The best organizations understand that learning is not an event. It is a culture.

Learning Never Ends

There was a time when earning a college degree prepared someone for most of their career. Today, that is no longer true.

Technology changes rapidly. Artificial intelligence is transforming industries. New jobs are emerging while others are evolving or disappearing altogether. The ability to learn continuously has become one of the most valuable professional skills anyone can possess.

The most successful people are no longer those who know the most. They are the people who continue learning the fastest.

Adults Learn Differently

One of the most important discoveries in education is that adults learn differently than children.

Adults bring experiences, successes, failures, and questions into every learning situation. They want to understand why something matters before investing their time learning it. They prefer learning they can immediately apply to real situations rather than simply memorizing information for a test.

As leaders and HR professionals, our job is not simply to deliver information. Our responsibility is to create opportunities where people are curious, engaged, and motivated to continue growing.

Managers Become Coaches

One of the biggest shifts taking place in organizations is the changing role of managers.

Years ago, managers were expected to supervise work, evaluate performance, and solve problems.

Today, the best managers also serve as coaches.

They ask questions instead of giving all the answers. They encourage experimentation. They help employees discover new strengths and prepare for future opportunities rather than simply improving today’s performance.

Development becomes an ongoing conversation instead of an annual event.

AI Changes Learning, Not the Need for Learning

Artificial intelligence is making learning more personalized than ever before.

Employees can receive immediate feedback, practice new skills through simulations, summarize complex information, and explore ideas much faster than in the past.

Yet AI cannot replace curiosity.

It cannot replace judgment.

It cannot replace ethical decision-making, creativity, empathy, or the ability to build trusting relationships.

The organizations that succeed will combine technological tools with deeply human learning experiences.

Building a Learning Culture

Healthy organizations create environments where learning becomes part of everyday work.

People share ideas openly.

Mistakes become learning opportunities.

Experienced employees mentor newer employees.

Cross-functional projects encourage people to develop new perspectives.

Learning is recognized, encouraged, and celebrated throughout the organization.

Most importantly, leaders demonstrate that they are learners too.

When employees see leaders asking questions, seeking feedback, and continuing to develop themselves, learning becomes part of the organization’s identity rather than simply another HR program.

Looking Ahead

As future leaders and HR professionals, one of your greatest responsibilities will be helping others grow.

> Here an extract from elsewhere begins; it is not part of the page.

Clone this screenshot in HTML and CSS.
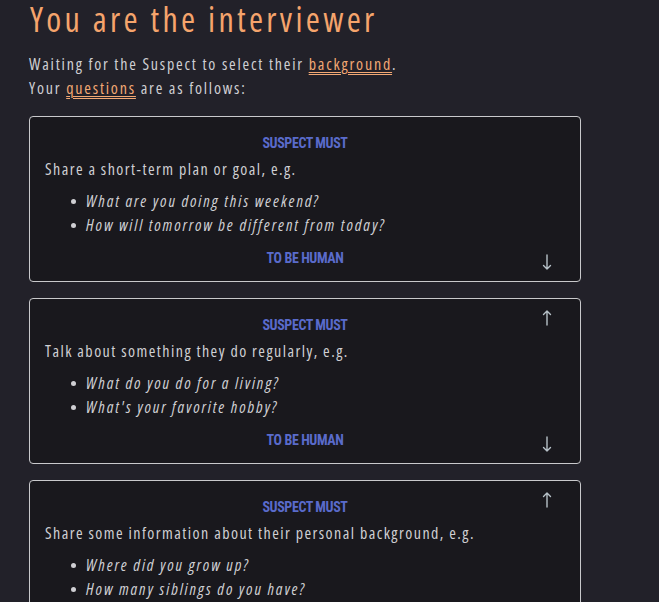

The organizations that thrive over the next decade will not necessarily be those with the most resources or the newest technology. They will be the organizations that create cultures where people never stop learning.

Learning is no longer something we do before work begins.

It is how we prepare ourselves for tomorrow while doing our best work today.

And perhaps the most important lesson of all is this:

The greatest investment any organization can make is not in technology, buildings, or equipment. It is in helping people become better than they were yesterday.